Kenora Catholic District School Board
“At the Kenora Catholic District School Board we recognize the importance of taking meaningful steps towards reconciliation with our FNMI families and communities. With the announcement of the National Day for Truth and Reconciliation and in the lead-up to Orange Shirt Day, Kenora Catholic will be offering programming to students on a variety of topics throughout the entire week.
While this initiative is a small part of our journey, we know it is important to speak with students about the impact residential schools had and continue to have on its survivors and their families while also celebrating the incredible teachings and traditions that FNMI culture brings to our schools.”
London District Catholic School Board
The London DCSB has produced this poignant video to honour our National Day for Truth and Reconciliation.
Nipissing-Parry Sound Catholic District School Board
Nipissing-Parry Sound St. Joseph-Scollard Hall teacher Tory Fisher, Indigenous Graduation Coach Jordan Mowat, and the NSL students have collaborated to create a video which will be made available for viewing by September 30. NPSC elementary schools also have a variety of activities planned for the day. These activities all help to make Truth & Reconciliation a reality in our schools so that we can continue to walk forward together.
For more details and resources, please visit www.npsc.ca.
Ottawa Catholic School Board
In addition to various activities, programs and online events for students and families, the Ottawa Catholic School Board is offering to educators and staff online webinars provided by the National Centre for Truth and Reconciliation to support deeper understanding regarding the history and intergenerational impact of the Residential School system.
Visit the Truth and Reconliation Week page at OCSB.
Renfrew County Catholic District School Board
Among the various activities and programs taking place at the Renfrew County CDSB are the following key initiatives:
Assembly/Prayer Service: Distinctive elementary and secondary prayer services provided from a central source for staff and students.
Sharing Circle: with Elder Dan Ross (Pikwakanagan First Nations) on September 22nd at 3:30pm for anyone who would like to attend.
Tree Planting: To memorialize the victims and survivors of residential schools, each school will receive a tree to plant, possibly in the spring.

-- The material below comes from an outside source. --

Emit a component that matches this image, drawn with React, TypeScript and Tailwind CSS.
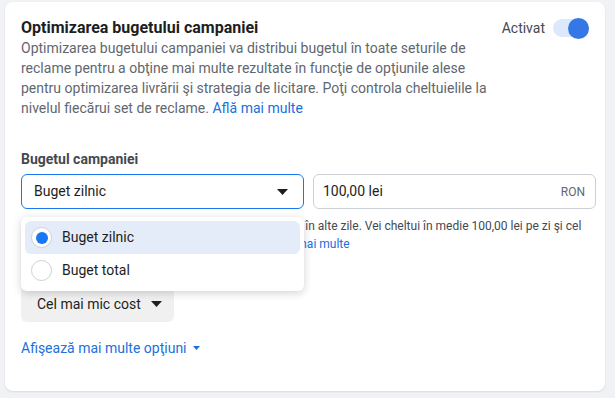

Toronto Catholic District School Board
The Toronto Catholic DSB has a number of opportunities for students and staff to participate in commemorative initiatives for the National Day for Truth & Reconciliation. These include:
- A moment of silence and an “Every Child Matters” flag raising ceremony at every TCDSB school and facility.
- A large 20×30 Every Child Matters flag unveiling, followed by a flag raising ceremony and an Orange Shirt art installation created by students at Cardinal Carter Academy featured at our Catholic Education Centre (TCDSB head office).
- A National Day for Truth and Reconciliation Virtual Presentation will be made available to all TCDSB students and staff, and led by a First Nation NBA Entertainer named Quincy Mac. Quincy is part of an Indigenous organization and this presentation will see students from across Ontario hear from Orange Shirt Day founder Phyllis Webstad, as well as other members of the Métis, Inuit and First Nations communities. Quincy will also be sharing valuable resources for staff ahead of this presentation.
- A social media campaign, where each school will be making their own school-specific “Call to Action”, akin to the TRC’s Calls to Action. We will be featuring each school’s Call on our website, TCDSB.org.
The Toronto CDSB has also created a resource package to support teaching and learning about residential schools. The TCDSB encourages schools to engage in learning as appropriate to the age and readiness of students. It is hoped “that this learning will also support the themes of anti-racism, anti-bullying, and most importantly foster a sense of belonging and inclusion rooted in the belief that we are created in the image and likeness of a loving God.”
Windsor-Essex Catholic District School Board
The National Day for Truth and Reconciliation is an important way to honour both the lost children and survivors of residential schools, but also a reminder of the need to move our country toward healing throughout the entire year, according to the Windsor-Essex CDSB Director of Education Emelda Byrne.
“As part of our commitment to healing, we will solemnly recognize this day as a school board community,” Byrne said, “however, we also recognize the need for ongoing learning and sharing of the truth by educating our students about reconciliation in age appropriate ways. And healing relationships between Indigenous and non-Indigenous Canadians is really a central part of our vision of building communities of faith, hope and service.”
View the video “Honouring Diversity: Truth and Reconciliation” – https://youtu.be/6MgTTW3W8u4
The new logo for WECDSB’s Indigenous Education program is Miishiikaii (meh-she-kah) or turtle. The turtle was chosen as our symbol, as many Indigenous nations and cultures have a special relationship with the turtle. North America is also termed “Miishiikaii Miiniss” or Turtle Island. This image and important accompanying teachings demonstrate our strong connection to our natural world and the underlying concept that “we are all related” -all things are connected.